■ **What to do**
Below are the records; locate each line with the word "React" and copy it.

■ **Data supplied**
:::::
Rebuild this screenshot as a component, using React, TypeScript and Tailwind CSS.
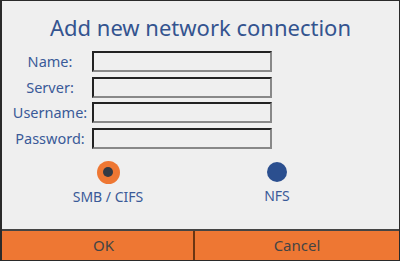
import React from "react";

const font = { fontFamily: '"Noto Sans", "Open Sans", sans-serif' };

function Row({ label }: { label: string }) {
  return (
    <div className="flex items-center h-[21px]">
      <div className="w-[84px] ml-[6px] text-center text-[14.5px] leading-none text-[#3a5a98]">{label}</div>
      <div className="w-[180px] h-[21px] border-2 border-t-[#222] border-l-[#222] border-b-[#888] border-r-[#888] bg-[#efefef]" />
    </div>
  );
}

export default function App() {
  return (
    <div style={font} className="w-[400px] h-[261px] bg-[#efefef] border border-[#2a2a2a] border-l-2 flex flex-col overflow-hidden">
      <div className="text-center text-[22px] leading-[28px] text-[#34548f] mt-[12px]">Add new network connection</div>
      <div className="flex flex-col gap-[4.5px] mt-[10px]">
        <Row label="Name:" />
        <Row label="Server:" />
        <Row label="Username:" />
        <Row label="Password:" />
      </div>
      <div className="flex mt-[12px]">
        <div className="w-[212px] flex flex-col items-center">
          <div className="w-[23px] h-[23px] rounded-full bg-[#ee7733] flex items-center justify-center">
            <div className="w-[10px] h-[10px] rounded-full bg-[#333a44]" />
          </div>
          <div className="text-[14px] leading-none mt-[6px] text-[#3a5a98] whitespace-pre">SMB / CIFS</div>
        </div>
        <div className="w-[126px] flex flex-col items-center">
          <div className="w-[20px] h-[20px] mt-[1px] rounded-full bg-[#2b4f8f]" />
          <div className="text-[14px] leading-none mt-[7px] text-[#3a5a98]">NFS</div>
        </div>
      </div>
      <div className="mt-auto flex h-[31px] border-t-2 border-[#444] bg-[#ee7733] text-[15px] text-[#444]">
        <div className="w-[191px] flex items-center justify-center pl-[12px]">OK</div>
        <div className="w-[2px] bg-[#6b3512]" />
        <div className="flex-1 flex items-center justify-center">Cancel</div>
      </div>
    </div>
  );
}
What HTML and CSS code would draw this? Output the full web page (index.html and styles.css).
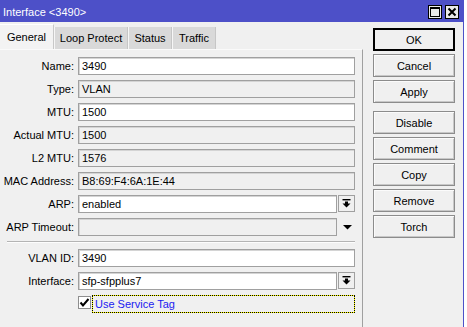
:::::
■ **Exercise solution**
Rebuild this screenshot as a component, using React, TypeScript and Tailwind CSS.
import React from "react";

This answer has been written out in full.